Today, hydrotherapy is an accepted and popular form of treating various conditions thanks to an upsurge in research. Treatment in water is often an integral part of the total physical and psychological care of many conditions and a very important part of the rehabilitation process.
The approach uses non-invasive and holistic techniques, which include a combination of reflexology, stretching & positioning and aromatherapy.
The primary outcome is to alleviate stiffness in joints and muscles, which is beneficial to our learners. The learners experience a release of ‘feel-good’ hormones through the positive touch therapy, which may encourage them to be calmer and brings on relaxation.
We learn about the world constantly through our senses and by interacting with it. Learners are encouraged to explore and play in different environments and in doing so they find out what burns or hurts, what can be eaten, which things smell nice and what different sounds signify. This process of exploration and learning continues throughout our lives.
Because of physical, sensory or intellectual disabilities many people have not had the same opportunities to explore and interact with their environment. Sensory stimulation programmes are designed to provide environments in which people with disabilities can have the opportunity to use their senses to learn about and interact more meaningfully with the world.

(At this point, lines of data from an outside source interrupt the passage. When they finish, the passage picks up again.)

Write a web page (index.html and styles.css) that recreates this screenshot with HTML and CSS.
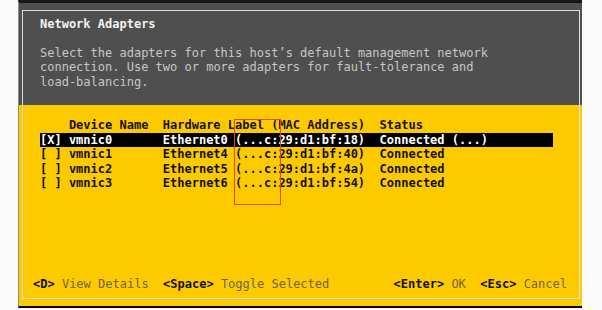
FILE: index.html
```html
<!DOCTYPE html>
<html lang="en">
<head>
    <meta charset="utf-8" />
    <meta name="viewport" content="width=device-width, initial-scale=1" />
    <title>Network Adapters</title>
    <link rel="stylesheet" href="styles.css">
</head>
<body>
    <div class="screen">
        <div class="frame">
            <div class="dialog-head">
                <h1>Network Adapters</h1>
                <p class="description">Select the adapters for this host’s default management network
connection. Use two or more adapters for fault-tolerance and
load-balancing.</p>
            </div>

            <div class="adapter-list">
                <div class="row row-head">
                    <span></span>
                    <span>Device Name</span>
                    <span>Hardware Label (MAC Address)</span>
                    <span>Status</span>
                </div>
                <div class="row selected">
                    <span>[X]</span>
                    <span>vmnic0</span>
                    <span>Ethernet0 (...c:29:d1:bf:18)</span>
                    <span>Connected (...)</span>
                </div>
                <div class="row">
                    <span>[ ]</span>
                    <span>vmnic1</span>
                    <span>Ethernet4 (...c:29:d1:bf:40)</span>
                    <span>Connected</span>
                </div>
                <div class="row">
                    <span>[ ]</span>
                    <span>vmnic2</span>
                    <span>Ethernet5 (...c:29:d1:bf:4a)</span>
                    <span>Connected</span>
                </div>
                <div class="row">
                    <span>[ ]</span>
                    <span>vmnic3</span>
                    <span>Ethernet6 (...c:29:d1:bf:54)</span>
                    <span>Connected</span>
                </div>
            </div>

            <div class="keys">
                <div class="key-group"><span class="key">&lt;D&gt;</span> <span class="action">View Details</span>  <span class="key">&lt;Space&gt;</span> <span class="action">Toggle Selected</span></div>
                <div class="key-group"><span class="key">&lt;Enter&gt;</span> <span class="action">OK</span>  <span class="key">&lt;Esc&gt;</span> <span class="action">Cancel</span></div>
            </div>
        </div>

        <!-- annotation drawn over the screenshot -->
        <div class="highlight-box"></div>
    </div>
</body>
</html>
```

FILE: styles.css
```css
* {
    margin: 0;
    padding: 0;
    box-sizing: border-box;
}

body {
    background: #fafafa;
    font-family: "DejaVu Sans Mono", "Liberation Mono", monospace;
    font-size: 12px;
    line-height: 14.5px;
}

.screen {
    position: relative;
    margin-left: 18px;
    width: 564px;
    height: 308px;
    border-left: 1px solid #8c8c8c;
    border-top: 3px solid #161616;
    border-bottom: 2px solid #050505;
    background: linear-gradient(to bottom, #4f4f4f 0, #4f4f4f 102px, #fdca00 102px);
    padding: 7px 2px 7px 3px;
}

.frame {
    height: 100%;
    border: 1px solid #dedede;
    display: flex;
    flex-direction: column;
}

.dialog-head {
    padding: 6px 17px 0;
    height: 93px;
}

h1 {
    font-size: 12px;
    font-weight: bold;
    color: #f2f2f2;
}

.description {
    margin-top: 14px;
    color: #c6c6c6;
    white-space: pre;
}

.adapter-list {
    padding: 14px 0 0 17px;
    flex: 1;
}

.row {
    display: grid;
    grid-template-columns: 4ch 13ch 30ch 24ch;
    width: 71ch;
    color: #111;
    font-weight: bold;
    white-space: pre;
}

.row.selected {
    background: #000;
    color: #fff;
}

.keys {
    display: flex;
    justify-content: space-between;
    padding: 0 12px 7px 10px;
}

.key-group {
    white-space: pre;
}

.key {
    color: #111;
    font-weight: bold;
}

.action {
    color: #6f6540;
}

.highlight-box {
    position: absolute;
    left: 215px;
    top: 116px;
    width: 47px;
    height: 86px;
    border: 1px solid #e2471c;
}
```
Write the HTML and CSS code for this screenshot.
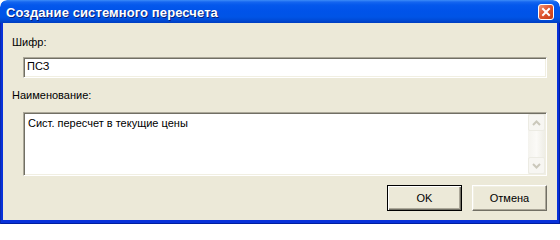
FILE: index.html
```html
<!DOCTYPE html>
<html lang="ru">
<head>
<meta charset="utf-8">
<title>Создание системного пересчета</title>
<link rel="stylesheet" href="styles.css">
</head>
<body>
<div class="window">
  <div class="titlebar">
    <span class="title">Создание системного пересчета</span>
    <span class="close-btn">
      <svg width="16" height="16" viewBox="0 0 16 16">
        <defs>
          <linearGradient id="cg" x1="0" y1="0" x2="1" y2="1">
            <stop offset="0" stop-color="#f19a7c"/>
            <stop offset="0.45" stop-color="#e0552f"/>
            <stop offset="1" stop-color="#c23a14"/>
          </linearGradient>
        </defs>
        <rect x="0.5" y="0.5" width="15" height="15" rx="2.5" fill="url(#cg)" stroke="#ffffff"/>
        <path d="M5 5 L11 11 M11 5 L5 11" stroke="#ffffff" stroke-width="2" stroke-linecap="square"/>
      </svg>
    </span>
  </div>
  <div class="frame">
    <div class="client">
      <div class="label">Шифр:</div>
      <div class="field input">ПСЗ</div>
      <div class="label label-gap">Наименование:</div>
      <div class="field memo">
        <div class="memo-text">Сист. пересчет в текущие цены</div>
        <div class="scrollbar">
          <div class="sb-btn">
            <svg width="9" height="6" viewBox="0 0 9 6"><path d="M1 5 L4.5 1.5 L8 5" fill="none" stroke="#cbc8bb" stroke-width="2"/></svg>
          </div>
          <div class="sb-track"></div>
          <div class="sb-btn">
            <svg width="9" height="6" viewBox="0 0 9 6"><path d="M1 1 L4.5 4.5 L8 1" fill="none" stroke="#cbc8bb" stroke-width="2"/></svg>
          </div>
        </div>
      </div>
      <div class="buttons">
        <div class="btn btn-default">OK</div>
        <div class="btn">Отмена</div>
      </div>
    </div>
  </div>
</div>
</body>
</html>
```

FILE: styles.css
```css
html, body {
  margin: 0;
  padding: 0;
  background: #ffffff;
}

.window {
  width: 560px;
  height: 224px;
  display: flex;
  flex-direction: column;
  font-family: "Liberation Sans", Arial, sans-serif;
  font-size: 11px;
  color: #000000;
  overflow: hidden;
  border-radius: 7px 7px 0 0;
}

.titlebar {
  height: 23px;
  flex: none;
  display: flex;
  align-items: center;
  justify-content: space-between;
  padding: 0 6px 0 6px;
  box-sizing: border-box;
  background: linear-gradient(to bottom,
    #3c8cf8 0px, #1566f0 2px, #0458ec 5px, #0053e9 11px,
    #0054e6 17px, #004bd8 20px, #003dbf 23px);
  border-radius: 7px 7px 0 0;
}

.title {
  font-family: "Liberation Sans", Arial, sans-serif;
  font-weight: bold;
  font-size: 13px;
  color: #ffffff;
  text-shadow: 1px 1px 0 #0a1f77;
  letter-spacing: 0.1px;
  padding-top: 1px;
}

.close-btn {
  width: 16px;
  height: 16px;
  display: block;
  margin-top: 1px;
}

.close-btn svg {
  display: block;
}

.frame {
  flex: 1;
  display: flex;
  background: #0831d9;
  padding: 0 3px 4px 3px;
  box-shadow: inset 1px 0 0 #0a2ab0, inset -1px 0 0 #001ea0, inset 0 -1px 0 #001ea0;
}

.client {
  flex: 1;
  background: #ece9d8;
  display: flex;
  flex-direction: column;
  padding: 13px 10px 0 9px;
}

.label {
  height: 13px;
  line-height: 13px;
}

.label-gap {
  margin-top: 11px;
}

.field {
  background: #ffffff;
  margin-left: 11px;
  border-top: 1px solid #aca899;
  border-left: 1px solid #aca899;
  border-right: 1px solid #ffffff;
  border-bottom: 1px solid #ffffff;
  box-shadow: inset 1px 1px 0 #716f64, inset -1px -1px 0 #f1efe2;
}

.input {
  margin-top: 8px;
  height: 21px;
  box-sizing: border-box;
  line-height: 17px;
  padding-left: 3px;
}

.memo {
  margin-top: 10px;
  height: 64px;
  box-sizing: border-box;
  display: flex;
  padding: 1px 1px 1px 1px;
}

.memo-text {
  flex: 1;
  padding: 3px 0 0 3px;
  line-height: 13px;
}

.scrollbar {
  width: 17px;
  display: flex;
  flex-direction: column;
  background: linear-gradient(to right, #f4f3ee, #fbfaf7 50%, #eeede5);
}

.sb-btn {
  height: 17px;
  box-sizing: border-box;
  border: 1px solid #ecebe3;
  border-radius: 2px;
  background: #f7f6f2;
  display: flex;
  align-items: center;
  justify-content: center;
}

.sb-track {
  flex: 1;
}

.buttons {
  margin-top: 9px;
  display: flex;
  justify-content: flex-end;
  gap: 10px;
}

.btn {
  width: 75px;
  height: 26px;
  box-sizing: border-box;
  display: flex;
  align-items: center;
  justify-content: center;
  background: #ece9d8;
  border-top: 1px solid #ffffff;
  border-left: 1px solid #ffffff;
  border-right: 1px solid #716f64;
  border-bottom: 1px solid #716f64;
  box-shadow: inset -1px -1px 0 #aca899, inset 1px 1px 0 #f1efe2;
}

.btn-default {
  border: 1px solid #000000;
  box-shadow: inset 1px 1px 0 #ffffff, inset -1px -1px 0 #716f64, inset -2px -2px 0 #aca899;
}
```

The sensory room has been created specifically to concentrate on sensory stimulation. The goal of treatment must be either the creation of function where none exists, or improvement of function where it is delayed or inhibited. Stimulation “excites” the brain which produces functional activity.
Transport is offered to learners but is limited to 24 learners and within a 20km radius of the school. The vehicle is equipped with the correct safety seating and belting and an assistant accompanies the driver in the morning and afternoon trips.
All classes aim to stimulate psychomotor and perceptive capabilities; develop skills needed for daily living and improve communication and language development as well as social integration.
Learners are placed in classes according to their cognitive abilities (not age). Depending on their progress, learners can proceed from perceptual classes to advanced perceptual classes and then vocational classes.
Those who are able, and remain in the school for long enough, then progress to young adult classes.
This class caters for children with profound and severe intellectual and physical disabilities. Sensory Stimulation is the main focus of this class; activities that are performed include painting, scribbling, exploring different shapes, sizes and texture.
Early Perceptual Class
The main function of this class is to provide routine and social interaction. The learners work on midline crossing, fine and gross motor skills.
Advance Perceptual Class
The focus of this class is on the following skills: pre- reading, pre-writing as well as basic mathematics.
Vocational & Workshop Class
This class prepares learners for everyday life, equips them with vocational skills and helps to promote independence and self-reliance. Learners are taught life skills, numeracy and literacy.
The workshop also helps with the functional and productivity elements of the learners’ daily lives. This might include personal hygiene, personal development and social skills that enable and encourage learners to be more interactive with other people and to find a place in society as well as with other members of the community.
It is of utmost importance that a child with a disability receive stimulation therapy as early as possible. Lusito does not have an age limit concerning when learners have to leave the school, it is a process whereby we work hand-in-hand with the learner and family.